The SPD’s leading candidate, Torsten Albig, had spoken out before the election in favour of a coalition with the Greens and the SSW. Such a coalition, however, would only have a slim one-vote majority. In 2005, the SPD’s top candidate for premier, Heide Simonis, failed to be elected on the basis of one dissenting vote from within her own party. Six weeks later, the CDU candidate, Peter Harry Carstensen, was installed as premier.

 

Albig has not completely ruled out a new grand coalition. In an interview with the Süddeutsche Zeitung, he said that he would talk to all parties—”anything else would be silly.”

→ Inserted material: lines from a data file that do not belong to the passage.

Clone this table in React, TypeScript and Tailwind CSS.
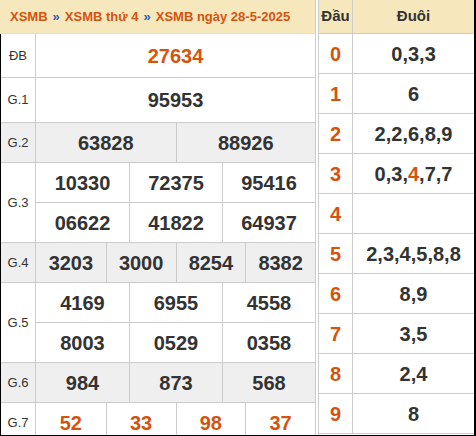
const ORANGE = "text-[#d3540f]";

type Cell = { v: string; hot?: boolean };

interface PrizeRow {
  label: string;
  cols: 1 | 2 | 3 | 4;
  lines: Cell[][];
  gray?: boolean;
  h: string;
}

const prizes: PrizeRow[] = [
  { label: "ĐB", cols: 1, lines: [[{ v: "27634", hot: true }]], h: "h-[44px]" },
  { label: "G.1", cols: 1, lines: [[{ v: "95953" }]], h: "h-[45px]" },
  { label: "G.2", cols: 2, lines: [[{ v: "63828" }, { v: "88926" }]], gray: true, h: "h-[40px]" },
  {
    label: "G.3",
    cols: 3,
    lines: [
      [{ v: "10330" }, { v: "72375" }, { v: "95416" }],
      [{ v: "06622" }, { v: "41822" }, { v: "64937" }],
    ],
    h: "h-[40px]",
  },
  { label: "G.4", cols: 4, lines: [[{ v: "3203" }, { v: "3000" }, { v: "8254" }, { v: "8382" }]], gray: true, h: "h-[40px]" },
  {
    label: "G.5",
    cols: 3,
    lines: [
      [{ v: "4169" }, { v: "6955" }, { v: "4558" }],
      [{ v: "8003" }, { v: "0529" }, { v: "0358" }],
    ],
    h: "h-[40px]",
  },
  { label: "G.6", cols: 3, lines: [[{ v: "984" }, { v: "873" }, { v: "568" }]], gray: true, h: "h-[40px]" },
  {
    label: "G.7",
    cols: 4,
    lines: [[{ v: "52", hot: true }, { v: "33", hot: true }, { v: "98", hot: true }, { v: "37", hot: true }]],
    h: "h-[40px]",
  },
];

const gridCols: Record<number, string> = {
  1: "grid-cols-1",
  2: "grid-cols-2",
  3: "grid-cols-3",
  4: "grid-cols-4",
};

// đầu -> đuôi, with the index of an orange digit if any
const loto: { head: string; tail: string[]; hot?: number }[] = [
  { head: "0", tail: ["0", "3", "3"] },
  { head: "1", tail: ["6"] },
  { head: "2", tail: ["2", "2", "6", "8", "9"] },
  { head: "3", tail: ["0", "3", "4", "7", "7"], hot: 2 },
  { head: "4", tail: [] },
  { head: "5", tail: ["2", "3", "4", "5", "8", "8"] },
  { head: "6", tail: ["8", "9"] },
  { head: "7", tail: ["3", "5"] },
  { head: "8", tail: ["2", "4"] },
  { head: "9", tail: ["8"] },
];

function PrizeTable() {
  return (
    <div className="w-[316px] shrink-0 flex flex-col border-r border-[#cccccc]">
      <div className="h-[34px] shrink-0 bg-[#f7e7bd] flex items-center pl-[10px] text-[13px] font-bold border-b border-[#dddddd] whitespace-nowrap">
        <span className={ORANGE}>XSMB</span>
        <span className="text-[#1f5fbf] mx-[5px]">»</span>
        <span className={ORANGE}>XSMB thứ 4</span>
        <span className="text-[#1f5fbf] mx-[5px]">»</span>
        <span className={ORANGE}>XSMB ngày 28-5-2025</span>
      </div>
      <div className="flex flex-col border-l border-black">
        {prizes.map((p) => (
          <div key={p.label} className={`flex shrink-0 ${p.gray ? "bg-[#efefef]" : "bg-white"}`}>
            <div className="w-[35px] shrink-0 flex items-center justify-center text-[13px] text-[#333333] border-r border-b border-[#cccccc]">
              {p.label}
            </div>
            <div className="flex-1 flex flex-col">
              {p.lines.map((line, li) => (
                <div key={li} className={`grid ${gridCols[p.cols]} ${p.h} border-b border-[#cccccc]`}>
                  {line.map((c, ci) => (
                    <div
                      key={ci}
                      className={`flex items-center justify-center text-[20px] font-bold ${
                        ci > 0 ? "border-l border-[#cccccc]" : ""
                      } ${c.hot ? ORANGE : "text-[#333333]"}`}
                    >
                      {c.v}
                    </div>
                  ))}
                </div>
              ))}
            </div>
          </div>
        ))}
      </div>
    </div>
  );
}

function LotoTable() {
  return (
    <div className="flex-1 flex flex-col border-l border-[#cccccc]">
      <div className="h-[34px] shrink-0 flex bg-[#f7e7bd] border-b border-[#cccccc] text-[15px] font-bold text-[#333333]">
        <div className="w-[34px] shrink-0 flex items-center justify-center border-r border-[#cccccc]">Đầu</div>
        <div className="flex-1 flex items-center justify-center">Đuôi</div>
      </div>
      {loto.map((r) => (
        <div key={r.head} className="h-[40px] shrink-0 flex border-b border-[#cccccc] text-[20px] font-bold">
          <div className={`w-[34px] shrink-0 flex items-center justify-center border-r border-[#cccccc] ${ORANGE}`}>
            {r.head}
          </div>
          <div className="flex-1 flex items-center justify-center text-[#333333]">
            {r.tail.map((d, i) => (
              <span key={i}>
                {i > 0 && ","}
                <span className={i === r.hot ? ORANGE : ""}>{d}</span>
              </span>
            ))}
          </div>
        </div>
      ))}
    </div>
  );
}

export default function App() {
  return (
    <div className="w-[476px] h-[436px] overflow-hidden bg-white flex gap-[2px] border-r-2 border-b border-black font-['Liberation_Sans',Arial,sans-serif]">
      <PrizeTable />
      <LotoTable />
    </div>
  );
}
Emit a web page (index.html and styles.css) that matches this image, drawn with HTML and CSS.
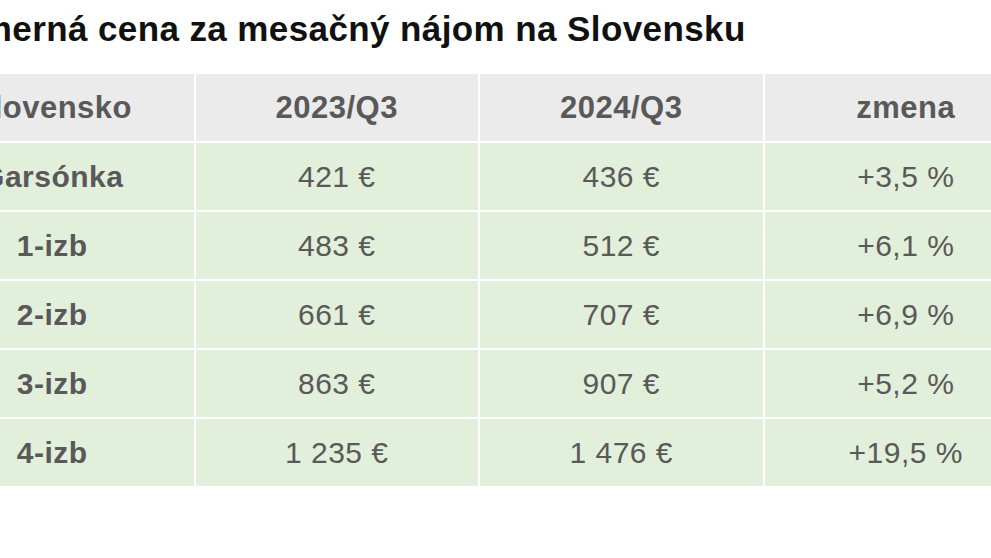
FILE: index.html
```html
<!DOCTYPE html>
<html lang="sk">
<head>
<meta charset="utf-8">
<link rel="stylesheet" href="styles.css">
</head>
<body>
<div class="wrap">
  <h2 class="title">Priemerná cena za mesačný nájom na Slovensku</h2>
  <table class="rent">
    <thead>
      <tr><th>Slovensko</th><th>2023/Q3</th><th>2024/Q3</th><th>zmena</th></tr>
    </thead>
    <tbody>
      <tr><th>Garsónka</th><td>421 €</td><td>436 €</td><td>+3,5 %</td></tr>
      <tr><th>1-izb</th><td>483 €</td><td>512 €</td><td>+6,1 %</td></tr>
      <tr><th>2-izb</th><td>661 €</td><td>707 €</td><td>+6,9 %</td></tr>
      <tr><th>3-izb</th><td>863 €</td><td>907 €</td><td>+5,2 %</td></tr>
      <tr><th>4-izb</th><td>1 235 €</td><td>1 476 €</td><td>+19,5 %</td></tr>
    </tbody>
  </table>
</div>
</body>
</html>
```
FILE: styles.css
```css
html, body {
  margin: 0;
  padding: 0;
  background: #ffffff;
  overflow: hidden;
}
.wrap {
  margin-left: -91px;
  width: 1140px;
  font-family: "Liberation Sans", Arial, sans-serif;
}
.title {
  margin: 0 0 0 4px;
  padding-top: 9px;
  height: 72px;
  box-sizing: border-box;
  font-size: 35px;
  line-height: 40px;
  font-weight: 700;
  letter-spacing: 0.4px;
  color: #111111;
  white-space: nowrap;
}
.rent {
  width: 1140px;
  table-layout: fixed;
  border-collapse: collapse;
  color: #595959;
  font-size: 30px;
  letter-spacing: 0.5px;
}
.rent th, .rent td {
  height: 67px;
  padding: 0;
  text-align: center;
  border: 2px solid #ffffff;
  vertical-align: middle;
}
.rent thead th {
  background: #ebebeb;
  font-weight: 700;
  font-size: 31px;
}
.rent tbody th, .rent tbody td {
  background: #e2efda;
}
.rent tbody th {
  font-weight: 700;
}
.rent td {
  font-weight: 400;
}
```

The fact is that the differences between the parties are minimal, and all forms of coalition are possible. On the Friday before the election, the Frankfurter Rundschau wrote that Albig, who is also mayor of Kiel, “has become increasingly unrecognisable and nebulous during the campaign, so that no one can now say how the 48-year-old would do things differently.”

 

Like all the other party representatives, Albig wants to reduce debt through drastic cuts to infrastructure, personnel, and social services. In May 2010, the governing parties, the CDU and FDP, together with the then opposition parties, the SPD, Greens and SSW, jointly agreed to a debt brake in the state constitution, which commits every incoming government to scale back the budget deficit to zero by 2020. This means reductions of between €1.3 and €1.8 billion.

 

Albig’s own career makes clear that he is determined to make cuts at the expense of working people. In 1992, he commenced work for the tax administration office in Schleswig-Holstein, then became the state representative in Bonn, and then went into the operational staff of the former SPD party leader, Oskar Lafontaine. Following the election of the SPD and Greens at a federal level in 1998, Albig became spokesman for Finance Minister Oskar Lafontaine. When Lafontaine quit the SPD shortly afterwards, Albig took over the same post for Lafontaine’s successor as finance minister, Hans Eichel (SPD).

 

For a short time, he served as group chairman of the Dresdner Bank and city treasurer in Kiel, before returning to federal politics in 2006 as secretary to former finance minister Peer Steinbrück (SPD). Peer Steinbrück, notorious for his right-wing austerity policies at the expense of working people, supported Albig’s campaign.

 

The Greens also back austerity. In the election campaign, the Green group chairman, leading candidate Robert Habeck, committed the party to forming a coalition with the SPD. The writer, who only joined the Greens 10 years ago, climbed the party ladder fast. He now advocates a “left-wing patriotism” and is quite prepared to enter a coalition with the CDU. Habeck also advocates strict cuts. “I do not understand how the election promises of the SPD will be financed,” he declared during the campaign.